Everyone thinks of Big Love as a show about a guy with three wives. They forget that it’s also a show about three women who have two wives and a husband. By their belief system–shared more deeply by some of them than others–Barb, Marge and Nicki are as much married to one another as to Bill.
The second-season opening jumped directly off the events of last season’s finale, at Juniper Creek (the investigation into Alby’s poisoning) and at home (where Barb feels shell-shocked and humiliated after being outed at the Beehive Mother of the Year ceremony). What I liked about this episode was that the fallout from the latter–Barb leaves home temporarily, feeling unsupported and pushed around by Bill–was as much about her relationship with her sister-wives as with her husband.

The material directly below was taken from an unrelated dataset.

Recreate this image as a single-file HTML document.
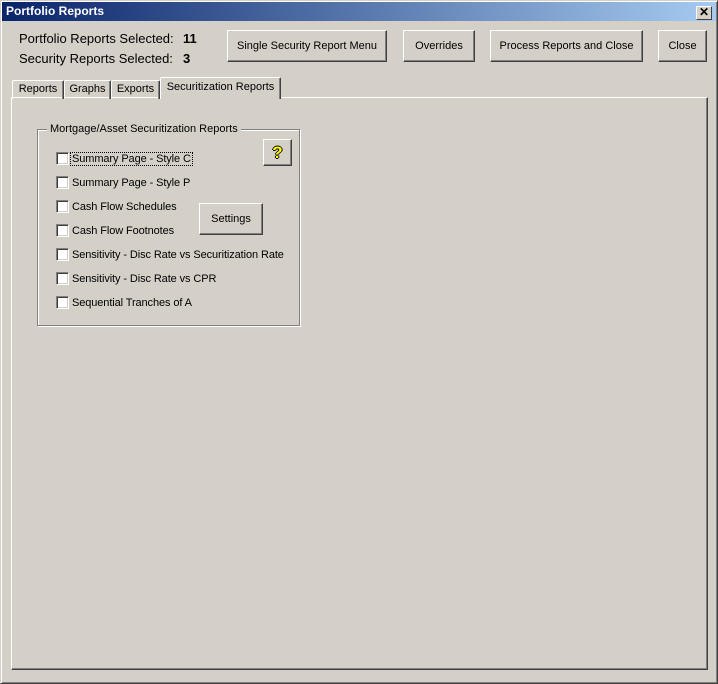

Both Nicki and Marge processed the events in their own way. Chloe Sevigny had complained in interviews last season that Nicki was too unlikeable, but I think she sold the character short. Nicki’s more complicated than she initially let on. She’s still the pushy, ambitious Nicki we know, angling to become First Wife; and yet she also wants Barb to stay, because she genuinely believes in the religious marriage commitment, and because she is, maybe, not ready to be First Wife after all. Meanwhile, Ginnifer Goodwin beautifully played the needy-trying-to-be-brave cell phone call with Barb, cheerfully offering up solutions as fast as her panicked brain could come up with them and ending, pathetically, “Barb, I don’t know if I can be married to Nicki and Bill if I’m not married to you.”
Each of the women needs this marriage for different reasons. Barb, as she reaffirms to Bill, is not truly committed to polygamy, but she’s struggling to make her commitment to him substitute for it. Nicki believes in plural marriage out of faith and birthright. Margene just needs to believe in a family, any kind of family, that can work. Whatever their reasons, they’re still in this together–for now.
* Loved the parking-lot scene, with Nicki and Marge talking to Bill in direct eyeline with him, while pretending they didn’t know him.
* I always want more Harry Dean Stanton than I get, but he had a few nice scenes last night. Liked the juxtaposition of his condemning the polygamist compound that got busted–”Stupid greedy perverts”–with his attempt to buy off / threaten Joey’s vote on the board by promising him a new wife from his bridal registry: “There are rewards for following God’s path. Check this out.” (Or, should Joey choose what’s behind door number 2, Wanda could be awarded to Alby–or Frank.)
* “I’m just trying to keep it together. Asking myself, What would Abraham Lincoln do?” Does Bill remind anyone else of the polygamist Hank Hill?